_EXERCISE INSTRUCTIONS_: Retype only the lines below from the one with "Give me the" to the one with "string; text: string;", inclusive, skipping every image.

_SUPPLIED ENTRIES_:
----

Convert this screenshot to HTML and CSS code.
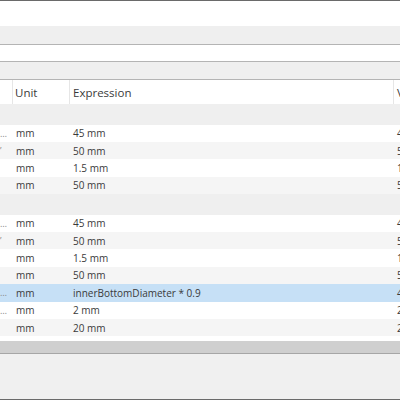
FILE: index.html
```html
<!DOCTYPE html>
<html lang="en">
<head>
    <meta charset="UTF-8">
    <title>Parameters</title>
    <link rel="stylesheet" href="styles.css">
</head>
<body>
    <div class="panel">
        <div class="top-bar"></div>
        <div class="band"></div>
        <div class="field"></div>
        <div class="band band-last"></div>

        <div class="table">
            <div class="row header">
                <div class="cell c-name"></div>
                <div class="cell c-unit">Unit</div>
                <div class="cell c-expr">Expression</div>
                <div class="cell c-val">Value</div>
            </div>

            <!-- group 1 -->
            <div class="row group"></div>
            <div class="row"><div class="cell c-name">…</div><div class="cell c-unit">mm</div><div class="cell c-expr">45 mm</div><div class="cell c-val">45.00</div></div>
            <div class="row alt"><div class="cell c-name">’</div><div class="cell c-unit">mm</div><div class="cell c-expr">50 mm</div><div class="cell c-val">50.00</div></div>
            <div class="row"><div class="cell c-name"></div><div class="cell c-unit">mm</div><div class="cell c-expr">1.5 mm</div><div class="cell c-val">1.50</div></div>
            <div class="row alt"><div class="cell c-name"></div><div class="cell c-unit">mm</div><div class="cell c-expr">50 mm</div><div class="cell c-val">50.00</div></div>

            <!-- group 2 -->
            <div class="row group"></div>
            <div class="row"><div class="cell c-name">…</div><div class="cell c-unit">mm</div><div class="cell c-expr">45 mm</div><div class="cell c-val">45.00</div></div>
            <div class="row alt"><div class="cell c-name">’</div><div class="cell c-unit">mm</div><div class="cell c-expr">50 mm</div><div class="cell c-val">50.00</div></div>
            <div class="row"><div class="cell c-name"></div><div class="cell c-unit">mm</div><div class="cell c-expr">1.5 mm</div><div class="cell c-val">1.50</div></div>
            <div class="row alt"><div class="cell c-name"></div><div class="cell c-unit">mm</div><div class="cell c-expr">50 mm</div><div class="cell c-val">50.00</div></div>
            <div class="row selected"><div class="cell c-name">…</div><div class="cell c-unit">mm</div><div class="cell c-expr">innerBottomDiameter * 0.9</div><div class="cell c-val">40.50</div></div>
            <div class="row"><div class="cell c-name">…</div><div class="cell c-unit">mm</div><div class="cell c-expr">2 mm</div><div class="cell c-val">2.00</div></div>
            <div class="row alt"><div class="cell c-name"></div><div class="cell c-unit">mm</div><div class="cell c-expr">20 mm</div><div class="cell c-val">20.00</div></div>

            <div class="table-fill"></div>
        </div>

        <div class="scrollbar"></div>
        <div class="footer"></div>
    </div>
</body>
</html>
```

FILE: styles.css
```css
* {
    margin: 0;
    padding: 0;
    box-sizing: border-box;
}

body {
    width: 400px;
    height: 400px;
    overflow: hidden;
    background-color: #f0f0f0;
    font-family: "Open Sans", "Noto Sans", sans-serif;
    color: #3a3a3a;
}

.panel {
    display: flex;
    flex-direction: column;
    height: 400px;
    border-top: 1px solid #6a6a6a;
    border-bottom: 1px solid #6a6a6a;
}

.top-bar {
    height: 25px;
    background-color: #fff;
}

.band {
    height: 19px;
    background-color: #efefef;
    border-bottom: 1px solid #b4b4b4;
}

.band-last {
    height: 18px;
}

.field {
    height: 17px;
    background-color: #fff;
    border-bottom: 1px solid #b4b4b4;
}

.table {
    display: flex;
    flex-direction: column;
    width: 420px;
    background-color: #fff;
}

.row {
    display: flex;
    height: 17.4px;
    align-items: center;
    font-size: 10px;
    background-color: #fff;
}

.row.alt {
    background-color: #f5f5f5;
}

.row.selected {
    background-color: #c6e0f6;
}

.row.group {
    height: 20.5px;
    background-color: #efefef;
}

.row.header {
    height: 24px;
    font-size: 11.5px;
    align-items: stretch;
}

.cell {
    white-space: nowrap;
    overflow: hidden;
}

.header .cell {
    display: flex;
    align-items: center;
    border-right: 1px solid #e6e6e6;
}

.c-name {
    width: 13px;
    padding-left: 0;
    color: #888;
    font-size: 9px;
}

.c-unit {
    width: 57px;
    padding-left: 3px;
}

.c-expr {
    width: 324px;
    padding-left: 3px;
}

.c-val {
    width: 26px;
    padding-left: 3px;
}

.header .c-unit {
    padding-left: 2px;
}

.table-fill {
    height: 5px;
}

.scrollbar {
    height: 13px;
    background-color: #cfcfcf;
    border-bottom: 1px solid #a6a6a6;
}

.footer {
    flex: 1;
    background-color: #f0f0f0;
}
```
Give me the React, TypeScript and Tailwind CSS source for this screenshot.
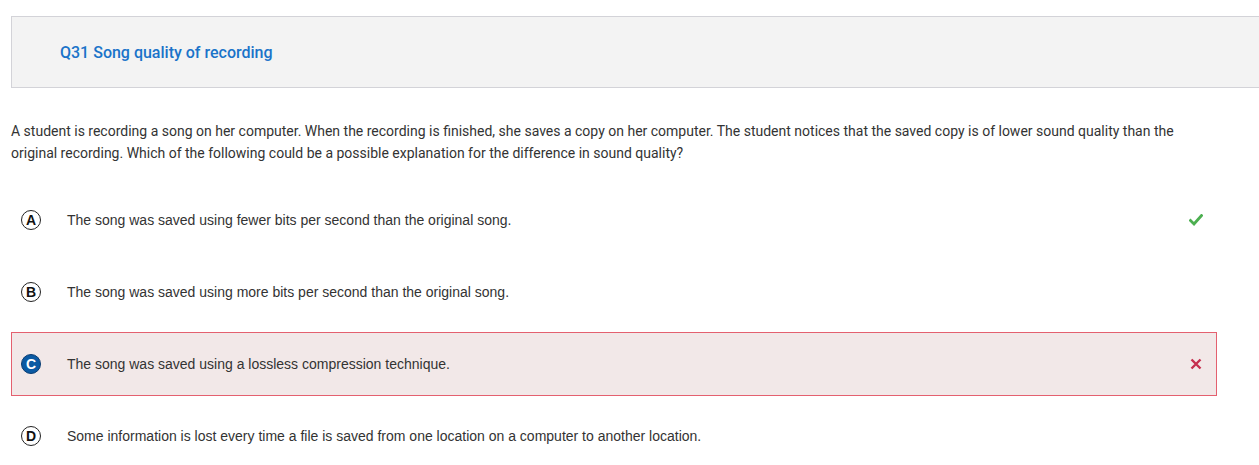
import React from 'react';

type Choice = { letter: string; text: string; state?: 'correct' | 'wrong' };

const choices: Choice[] = [
  { letter: 'A', text: 'The song was saved using fewer bits per second than the original song.', state: 'correct' },
  { letter: 'B', text: 'The song was saved using more bits per second than the original song.' },
  { letter: 'C', text: 'The song was saved using a lossless compression technique.', state: 'wrong' },
  { letter: 'D', text: 'Some information is lost every time a file is saved from one location on a computer to another location.' },
];

function Check() {
  return (
    <svg width="14" height="12" viewBox="0 0 14 12" fill="none">
      <path d="M1.5 6.5 L5 10 L12.5 1.5" stroke="#4caf50" strokeWidth="2.8" strokeLinecap="square" />
    </svg>
  );
}

function Cross() {
  return (
    <svg width="12" height="12" viewBox="0 0 12 12" fill="none">
      <path d="M1.5 1.5 L10.5 10.5 M10.5 1.5 L1.5 10.5" stroke="#c62f4e" strokeWidth="2.4" />
    </svg>
  );
}

function Option({ c }: { c: Choice }) {
  const selected = c.state === 'wrong';
  return (
    <div
      className={
        'flex items-center h-[64px] pl-[9px] pr-[12px] border ' +
        (selected ? 'bg-[#f2e8e8] border-[#e4606f]' : 'border-transparent')
      }
    >
      <div
        className={
          'w-[20px] h-[20px] rounded-full flex items-center justify-center text-[14px] font-bold leading-none ' +
          (selected
            ? 'bg-[#0b5aa3] text-white border-[1.5px] border-[#0a3d73]'
            : 'border-[1.5px] border-[#222] text-[#111]')
        }
        style={{ fontFamily: '"Liberation Sans", Arial, sans-serif' }}
      >
        {c.letter}
      </div>
      <div className="ml-[26px] flex-1 text-[14px] text-[#333]" style={{ fontFamily: '"Liberation Sans", Arial, sans-serif' }}>
        {c.text}
      </div>
      <div className="w-[16px] flex justify-center">
        {c.state === 'correct' && <Check />}
        {c.state === 'wrong' && <Cross />}
      </div>
    </div>
  );
}

export default function App() {
  return (
    <div className="min-h-screen bg-white pt-[16px] pl-[11px]" style={{ fontFamily: 'Roboto, sans-serif' }}>
      <div className="h-[72px] bg-[#f3f3f3] border border-[#d3d3d8] border-r-0 flex items-center pl-[48px] pt-[2px]">
        <h1 className="text-[16px] font-medium text-[#1a73c9]">Q31 Song quality of recording</h1>
      </div>
      <p className="mt-[32px] pr-[60px] text-[14px] leading-[22px] text-[#333]">
        A student is recording a song on her computer. When the recording is finished, she saves a copy on her computer. The student notices that the saved copy is of lower sound quality than the original recording. Which of the following could be a possible explanation for the difference in sound quality?
      </p>
      <div className="mt-[24px] w-[1206px] flex flex-col gap-[8px]">
        {choices.map(c => (
          <Option key={c.letter} c={c} />
        ))}
      </div>
    </div>
  );
}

----

_RESULT OF THE TASK_:
Give me the React, TypeScript and Tailwind CSS source for this screenshot.
import React from 'react';

type Choice = { letter: string; text: string; state?: 'correct' | 'wrong' };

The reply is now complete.